Im Prinzip ist es "nur" eine Songsammlung, die durchaus auch von Versatzstücken (um nicht Klischees zu schreiben) aus Klassik, Jazz, Folk und Latin Music besteht und spielerisch weder die polnischen Topjazzer noch das Orchester überfordern. Mal von Donovan, dem Folk-Rock-Pionier, mal von einem Philosophen, dann vom Planeten Saturn oder eine Zigeunerweise inspiriert, hat zumindest Nigel einen Heidenspaß beim Musizieren und der überträgt sich auch auf einen Großteil seines Publikums. Also doch alles richtig gemacht? Classic light könnte man nennen. Oder Filmmusik, die auch zu einem ZDF-Mehrteiler à la Pilcher in Cornwall passen könnte. Oder Tanzmusik aus den Dreißigern. Immerhin: André Rieu wird es das Wasser nicht abgraben können (sorry, Nigel - wir haben Dich doch lieb!).

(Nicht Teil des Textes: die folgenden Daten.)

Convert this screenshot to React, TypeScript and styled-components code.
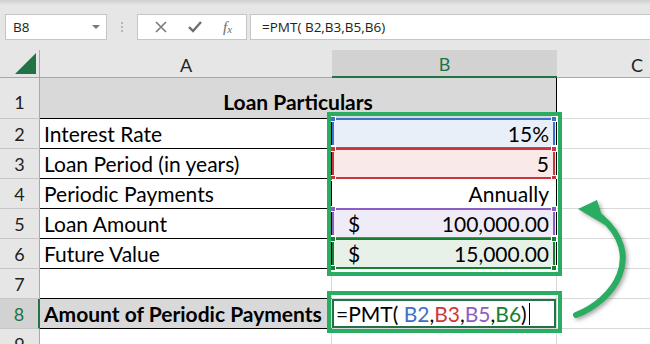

Ein echter Bringer war ein mittendrin eingestreuter Blues, zu dem Nigel auch sprechgesanglich brillierte und in einem aus dem Stehgreiftext eine morgendliche Erfahrung mit seiner Ehefrau zum besten gab, die ihn weckte, um mir mit shoppen zu gehen, er aber dann doch das Üben ("It´s so much easier!") vorschob, um diesen Spaß zu entgehen. Als das Saallicht nach einem langen Abend längst zwei Drittel des Publikums aus dem Saal getrieben hatte, gab Nigel den jubelnden Restfans nach und kam für ein Medley irischer Jigs noch mal auf die Bühne. Sein Eintrittsgeld ist er auf alle Fälle wert. Als Musiker, Mensch und Entertainer. Aber Beethoven rockte – dank Nigel – mehr als Kennedy selber.